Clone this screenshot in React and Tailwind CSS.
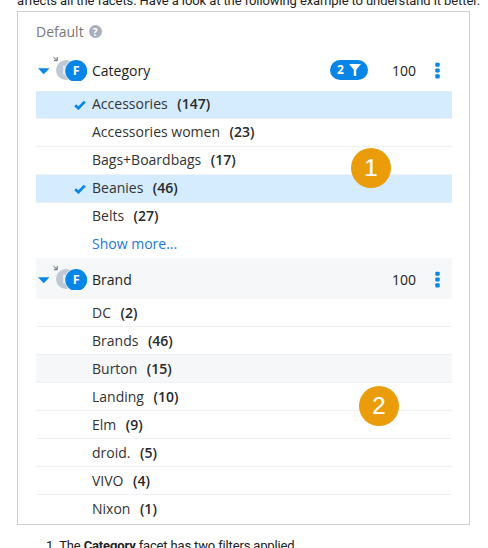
const categories = [
  { name: 'Accessories', count: 147, checked: true },
  { name: 'Accessories women', count: 23 },
  { name: 'Bags+Boardbags', count: 17 },
  { name: 'Beanies', count: 46, checked: true },
  { name: 'Belts', count: 27, last: true },
];

const brands = [
  { name: 'DC', count: 2 },
  { name: 'Brands', count: 46 },
  { name: 'Burton', count: 15, hovered: true },
  { name: 'Landing', count: 10 },
  { name: 'Elm', count: 9 },
  { name: 'droid.', count: 5 },
  { name: 'VIVO', count: 4 },
  { name: 'Nixon', count: 1, last: true },
];

function Check() {
  return (
    <svg width="12" height="10" viewBox="0 0 12 10" fill="none">
      <path d="M1.2 5.2 4.4 8.2 10.8 1.6" stroke="#0786e8" strokeWidth="2.7" />
    </svg>
  );
}

function Row({ item, textClass }) {
  const bg = item.checked ? 'bg-[#d4ecfe]' : item.hovered ? 'bg-[#f5f7f9]' : 'bg-white';
  const line = item.last ? 'border-transparent' : 'border-[#f0f1f2]';
  return (
    <div className={`flex h-7 items-center border-b ${bg} ${line}`}>
      <div className="flex w-14 justify-end pr-[6px] pt-px">{item.checked && <Check />}</div>
      <span className={`whitespace-pre text-[14px] leading-[25px] text-[#333] ${textClass}`}>
        {item.name}
        <b className="ml-[9.5px] font-semibold text-[#282828]">({item.count})</b>
      </span>
    </div>
  );
}

function FacetBadge() {
  return (
    <svg className="block" width="50" height="26" viewBox="0 0 50 26">
      <path d="M1 13.2H12.5L6.75 19.3Z" fill="#0786e8" />
      <circle cx="29" cy="15" r="10" fill="#bec9d5" />
      <path d="M27 10.5V19.5" stroke="#edf1f5" strokeWidth="1.6" />
      <circle cx="39.2" cy="16" r="11.5" fill="#fff" />
      <circle cx="39.2" cy="16" r="11" fill="#0786e8" />
      <text x="39.3" y="20.4" textAnchor="middle" fill="#fff" fontSize="12.5" fontWeight="700" fontFamily="Open Sans">F</text>
      <path d="M16.5 2.2 19.8 5.1M20.2 2V5.7H17" stroke="#58626d" strokeWidth="1" fill="none" />
    </svg>
  );
}

function Header({ title, filters, className }) {
  return (
    <div className={`flex items-center ${className}`}>
      <div className="w-14 pb-[5px] pl-[1px]"><FacetBadge /></div>
      <span className="flex-1 text-[14px] text-[#1c1c1c]">{title}</span>
      {filters && (
        <span className="mr-6 flex h-5 w-[38px] items-center justify-center gap-[5px] rounded-full bg-[#0786e8] text-[12px] font-bold text-white">
          {filters}
          <svg width="12" height="12" viewBox="0 0 12 12"><path d="M0 0H12L7.2 5.7V12H4.8V5.7Z" fill="#fff" /></svg>
        </span>
      )}
      <span className="w-[24px] text-[14px] text-[#222]">100</span>
      <svg className="ml-[19px] mr-[12px]" width="5" height="17" viewBox="0 0 5 17" fill="#0786e8">
        <rect x=".3" y=".7" width="4.4" height="4.1" rx="1" />
        <rect x=".3" y="6.5" width="4.4" height="4.1" rx="1" />
        <rect x=".3" y="12.3" width="4.4" height="4.1" rx="1" />
      </svg>
    </div>
  );
}

export default function App() {
  return (
    <div className="relative h-[548px] w-[488px] overflow-hidden bg-white font-['Open_Sans',sans-serif]">
      <div className="h-[11px] overflow-hidden pl-[17px]">
        <p className="-mt-[8px] whitespace-nowrap font-['Roboto',sans-serif] text-[13px] leading-[18px] tracking-[-0.095px] text-[#222]">
          affects all the facets. Have a look at the following example to understand it better.
        </p>
      </div>
      <div className="ml-[17px] h-[514px] w-[453px] border border-[#cfcfcf] pl-[18px] pr-[17px]">
        <div className="flex h-[39px] items-center gap-[5px] text-[14px] text-[#777]">
          Default
          <span className="flex h-[13px] w-[13px] items-center justify-center rounded-full bg-[#a9afbd] text-[10px] font-bold leading-none text-white">?</span>
        </div>
        <Header title="Category" filters={2} className="h-10 pb-[2px]" />
        {categories.map((c) => <Row key={c.name} item={c} textClass="pb-[2px]" />)}
        <div className="h-[28px] pl-14 text-[14px] leading-[26px] text-[#2078dc]">Show more...</div>
        <Header title="Brand" className="-mt-px h-[41px] bg-[#f5f7f9] pt-px" />
        {brands.map((b) => <Row key={b.name} item={b} textClass="pb-px" />)}
      </div>
      <p className="mt-[12px] whitespace-nowrap pl-[46px] font-['Roboto',sans-serif] text-[13px] leading-[18px] tracking-[-0.15px] text-[#222]">
        1. The <b>Category</b> facet has two filters applied.
      </p>
      <div className="absolute left-[351px] top-[148px] flex h-10 w-10 items-center justify-center rounded-full bg-[#eb9c0a] font-['Liberation_Sans',sans-serif] text-[24px] text-white [-webkit-text-stroke:0.2px_white]">1</div>
      <div className="absolute left-[359px] top-[386px] flex h-10 w-10 items-center justify-center rounded-full bg-[#eb9c0a] font-['Liberation_Sans',sans-serif] text-[24px] text-white [-webkit-text-stroke:0.2px_white]">2</div>
    </div>
  );
}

☆ ☆ ☆

▸ STATED TASK
Omit the pictures and give the material again, exactly and in full.

▸ EXERCISE SOLUTION
Clone this screenshot in React and Tailwind CSS.
const categories = [
  { name: 'Accessories', count: 147, checked: true },
  { name: 'Accessories women', count: 23 },
  { name: 'Bags+Boardbags', count: 17 },
  { name: 'Beanies', count: 46, checked: true },
  { name: 'Belts', count: 27, last: true },
];

const brands = [
  { name: 'DC', count: 2 },
  { name: 'Brands', count: 46 },
  { name: 'Burton', count: 15, hovered: true },
  { name: 'Landing', count: 10 },
  { name: 'Elm', count: 9 },
  { name: 'droid.', count: 5 },
  { name: 'VIVO', count: 4 },
  { name: 'Nixon', count: 1, last: true },
];

function Check() {
  return (
    <svg width="12" height="10" viewBox="0 0 12 10" fill="none">
      <path d="M1.2 5.2 4.4 8.2 10.8 1.6" stroke="#0786e8" strokeWidth="2.7" />
    </svg>
  );
}

function Row({ item, textClass }) {
  const bg = item.checked ? 'bg-[#d4ecfe]' : item.hovered ? 'bg-[#f5f7f9]' : 'bg-white';
  const line = item.last ? 'border-transparent' : 'border-[#f0f1f2]';
  return (
    <div className={`flex h-7 items-center border-b ${bg} ${line}`}>
      <div className="flex w-14 justify-end pr-[6px] pt-px">{item.checked && <Check />}</div>
      <span className={`whitespace-pre text-[14px] leading-[25px] text-[#333] ${textClass}`}>
        {item.name}
        <b className="ml-[9.5px] font-semibold text-[#282828]">({item.count})</b>
      </span>
    </div>
  );
}

function FacetBadge() {
  return (
    <svg className="block" width="50" height="26" viewBox="0 0 50 26">
      <path d="M1 13.2H12.5L6.75 19.3Z" fill="#0786e8" />
      <circle cx="29" cy="15" r="10" fill="#bec9d5" />
      <path d="M27 10.5V19.5" stroke="#edf1f5" strokeWidth="1.6" />
      <circle cx="39.2" cy="16" r="11.5" fill="#fff" />
      <circle cx="39.2" cy="16" r="11" fill="#0786e8" />
      <text x="39.3" y="20.4" textAnchor="middle" fill="#fff" fontSize="12.5" fontWeight="700" fontFamily="Open Sans">F</text>
      <path d="M16.5 2.2 19.8 5.1M20.2 2V5.7H17" stroke="#58626d" strokeWidth="1" fill="none" />
    </svg>
  );
}

function Header({ title, filters, className }) {
  return (
    <div className={`flex items-center ${className}`}>
      <div className="w-14 pb-[5px] pl-[1px]"><FacetBadge /></div>
      <span className="flex-1 text-[14px] text-[#1c1c1c]">{title}</span>
      {filters && (
        <span className="mr-6 flex h-5 w-[38px] items-center justify-center gap-[5px] rounded-full bg-[#0786e8] text-[12px] font-bold text-white">
          {filters}
          <svg width="12" height="12" viewBox="0 0 12 12"><path d="M0 0H12L7.2 5.7V12H4.8V5.7Z" fill="#fff" /></svg>
        </span>
      )}
      <span className="w-[24px] text-[14px] text-[#222]">100</span>
      <svg className="ml-[19px] mr-[12px]" width="5" height="17" viewBox="0 0 5 17" fill="#0786e8">
        <rect x=".3" y=".7" width="4.4" height="4.1" rx="1" />
        <rect x=".3" y="6.5" width="4.4" height="4.1" rx="1" />
        <rect x=".3" y="12.3" width="4.4" height="4.1" rx="1" />
      </svg>
    </div>
  );
}

export default function App() {
  return (
    <div className="relative h-[548px] w-[488px] overflow-hidden bg-white font-['Open_Sans',sans-serif]">
      <div className="h-[11px] overflow-hidden pl-[17px]">
        <p className="-mt-[8px] whitespace-nowrap font-['Roboto',sans-serif] text-[13px] leading-[18px] tracking-[-0.095px] text-[#222]">
          affects all the facets. Have a look at the following example to understand it better.
        </p>
      </div>
      <div className="ml-[17px] h-[514px] w-[453px] border border-[#cfcfcf] pl-[18px] pr-[17px]">
        <div className="flex h-[39px] items-center gap-[5px] text-[14px] text-[#777]">
          Default
          <span className="flex h-[13px] w-[13px] items-center justify-center rounded-full bg-[#a9afbd] text-[10px] font-bold leading-none text-white">?</span>
        </div>
        <Header title="Category" filters={2} className="h-10 pb-[2px]" />
        {categories.map((c) => <Row key={c.name} item={c} textClass="pb-[2px]" />)}
        <div className="h-[28px] pl-14 text-[14px] leading-[26px] text-[#2078dc]">Show more...</div>
        <Header title="Brand" className="-mt-px h-[41px] bg-[#f5f7f9] pt-px" />
        {brands.map((b) => <Row key={b.name} item={b} textClass="pb-px" />)}
      </div>
      <p className="mt-[12px] whitespace-nowrap pl-[46px] font-['Roboto',sans-serif] text-[13px] leading-[18px] tracking-[-0.15px] text-[#222]">
        1. The <b>Category</b> facet has two filters applied.
      </p>
      <div className="absolute left-[351px] top-[148px] flex h-10 w-10 items-center justify-center rounded-full bg-[#eb9c0a] font-['Liberation_Sans',sans-serif] text-[24px] text-white [-webkit-text-stroke:0.2px_white]">1</div>
      <div className="absolute left-[359px] top-[386px] flex h-10 w-10 items-center justify-center rounded-full bg-[#eb9c0a] font-['Liberation_Sans',sans-serif] text-[24px] text-white [-webkit-text-stroke:0.2px_white]">2</div>
    </div>
  );
}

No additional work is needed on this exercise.